Das Buch ist mit einem Quellen- und Literaturverzeichnis ausgestattet, das, allerdings nur sehr allgemein – »Staatsarchiv Basel-Land, Liestal« (260) – auch Archivalien nennt, verzichtet im Text selbst aber leider gänzlich auf Nachweise. Für die weitere Verwertung des Buches in der Forschung ist das natürlich ein großer Nachteil. Immerhin ist es aber mit einem Index der Personen, Orte und Sachthemen ausgestattet, allerdings ist nicht einmal das Personenregister vollständig, und außerdem ist es in der Gestaltung uneinheitlich.
Bleibt noch die Frage nach der Zielgruppe, zu der sich S. nicht ausdrücklich äußert.

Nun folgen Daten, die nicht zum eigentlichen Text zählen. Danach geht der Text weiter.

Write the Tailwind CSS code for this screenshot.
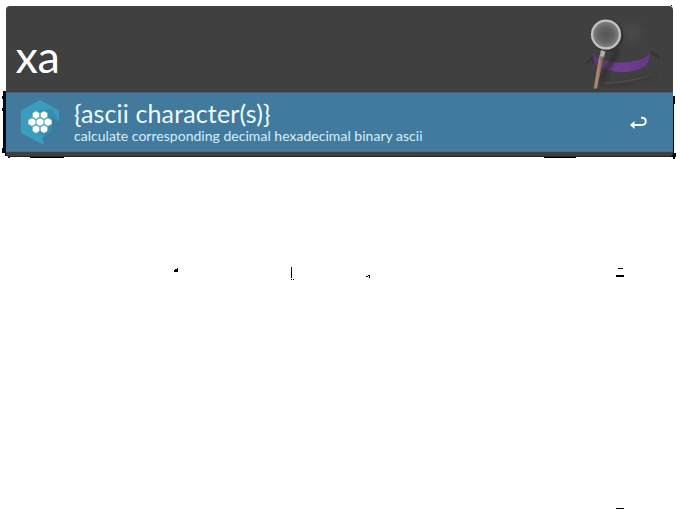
<!DOCTYPE html>
<html lang="en">
<head>
<meta charset="utf-8">
<title>Launcher</title>
<script src="https://cdn.jsdelivr.net/npm/@tailwindcss/browser@4"></script>
</head>
<body class="relative h-[530px] w-[680px] overflow-hidden bg-white font-[Lato,sans-serif]">
<svg class="absolute inset-0" width="680" height="530" viewBox="0 0 680 530" fill="#000" shape-rendering="crispEdges" aria-hidden="true">
  <path fill="#020718" d="M3 91h4v65h3v2H8v-2H5v-3H2v-5h1v-37H2v-3h1V99H2v-3h1z"/>
  <path d="M672 96h3v8h-1v49h2v4h-1v2h-2v-2h-3v-3h2zM30 156h34v2H30zM544 156h32v2h-32zM656 156h15v1h-15zM671 5h1v1h-1z"/>
  <path d="M174 270h1v-1h2v-1h1v4h-4zM291 267h1v11h-1zM291 279h1v1h-1zM293 279h1v1h-1zM366 276h2v-1h2v3h-1v-2h-1v1h-2zM618 268h5v1h-5zM616 275h8v2h-8zM616 508h8v1h-8z"/>
</svg>
<main class="relative ml-1.5 mt-1.5 flex h-[151px] w-[667px] flex-col overflow-hidden rounded-[4px] border-b border-[#242424] bg-[#404040] text-white">
  <header class="flex h-[86px] shrink-0 items-start justify-between">
    <div class="ml-[9.500px] mt-[25px] text-[45px] leading-[50px] tracking-[-0.3px]">xa</div>
    <svg class="h-[86px] w-[97px]" viewBox="576 6 97 86" fill="none" aria-hidden="true">
      <defs>
        <filter id="soft" x="-30%" y="-30%" width="160%" height="160%"><feGaussianBlur stdDeviation="2"/></filter>
        <filter id="fine" x="-30%" y="-30%" width="160%" height="160%"><feGaussianBlur stdDeviation=".5"/></filter>
        <radialGradient id="lens"><stop stop-color="#555"/><stop offset=".55" stop-color="#646464"/><stop offset="1" stop-color="#868686"/></radialGradient>
        <radialGradient id="shine"><stop stop-color="#4b4b4b"/><stop offset="1" stop-color="#404040"/></radialGradient>
        <linearGradient id="band"><stop stop-color="#55366c"/><stop offset=".4" stop-color="#703f94"/><stop offset="1" stop-color="#673787"/></linearGradient>
        <linearGradient id="wood" x1="0" x2="1" y1="0" y2=".3"><stop stop-color="#6b4839"/><stop offset=".5" stop-color="#b08b77"/><stop offset="1" stop-color="#68483b"/></linearGradient>
      </defs>
      <circle cx="632" cy="33" r="14" fill="url(#shine)"/>
      <path d="M587 63l5-5 1 5M651 52q5 1 7 5-3-2-6-3" stroke="#343434" stroke-width="2" filter="url(#fine)"/>
      <path d="M604 85q30-1 50-10" stroke="#343434" stroke-width="3" filter="url(#soft)"/>
      <path d="M604 84q28-1 49-10" stroke="#494745" stroke-width="1" filter="url(#fine)"/>
      <path d="M604 83q22-1 42-6" stroke="#504d4b" stroke-width="1" filter="url(#fine)"/>
      <path d="M593 52q4 8 13 9 14 3 28 0 11-2 15-7 1 8-4 12-10 6-23 6-14 0-26-7-4-5-3-13z" fill="url(#band)" filter="url(#fine)"/>
      <path d="M616 48q0 11-9 20l-5 14" stroke="#292929" stroke-width="5" opacity=".75" filter="url(#soft)"/>
      <path d="M599.500 55l4.500 1-7 32q-2 1.500-3.500 0z" fill="url(#wood)" filter="url(#fine)"/>
      <path d="M601 49h5l-2 8-4-1z" fill="#b1b1b1"/>
      <circle cx="607.500" cy="35.500" r="15" stroke="#333" stroke-width="2" filter="url(#fine)"/>
      <circle cx="606" cy="34.500" r="13.900" fill="url(#lens)" stroke="#c1c1c1" stroke-width="2.300"/>
    </svg>
  </header>
  <section class="flex h-[60px] shrink-0 items-start border-y border-[#436278] border-b-[#4b7082] bg-[#427a9e]">
    <svg class="ml-[14px] mt-[6px] h-[46px] w-[40px] shrink-0" viewBox="20 99 40 46" aria-hidden="true">
      <path fill="#3b9dbd" d="M40 100l19 10.500v11L53 117l-1 15-10 7 2 4-2 1-21-11v-22.500z"/>
      <path fill="#348ead" d="M31 112l21-3 7 12v1l-6-4v13l-9 5-9-7z"/>
      <path fill="#3d7b9e" d="M42 138l10-7v-14l7 6v10l-14 9z"/>
      <g fill="#fff" stroke="#6eafc7" stroke-width=".55">
        <path d="M36 111l3.500 2v4l-3.500 2.200-3.500-2.200v-4zM44 111l3.500 2v4l-3.500 2.200-3.500-2.200v-4zM32 118l3.800 2v4l-3.800 2.200-3.800-2.200v-4zM40 118l3.800 2v4l-3.800 2.200-3.800-2.200v-4zM48 118l3.800 2v4l-3.800 2.200-3.800-2.200v-4zM36 125l3.500 2v4l-3.500 2.200-3.500-2.200v-4zM44 125l3.500 2v4l-3.500 2.200-3.500-2.200v-4z" stroke-linejoin="round"/>
      </g>
    </svg>
    <div class="ml-[14px] mt-[5px] flex-1 whitespace-nowrap">
      <div class="text-[25px] leading-[30px] tracking-[0.14px] text-[#edfcff]">{ascii character(s)}</div>
      <div class="text-[14px] leading-[16px] tracking-[0.025px] text-[#d4efff]">calculate corresponding decimal hexadecimal binary ascii</div>
    </div>
    <svg class="mr-[25px] mt-[22px] h-[16px] w-[20px] shrink-0" viewBox="628 115 20 16" fill="none" aria-hidden="true">
      <path d="M641 117.700h1c5 0 5 7.300 0 7.300H634" stroke="#f3fcff" stroke-width="1.900"/>
      <path d="M630 125l4.500-4v8z" fill="#f3fcff"/>
    </svg>
  </section>
</main>
</body>
</html>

Ein Buch in englischer Sprache zielt normalerweise auf einen englischsprachigen Leserkreis. Vermutlich dürfte es in England aber nur auf wenig Interesse stoßen, auf mehr Interesse jedoch in Basel, in der Schweiz und in Deutschland, zumal es alles in allem doch mehr von Personen und Ereignissen in Basel als von Personen und Ereignissen in England berichtet. So gesehen wäre es besser gewesen, es in deutscher Sprache zu publizieren.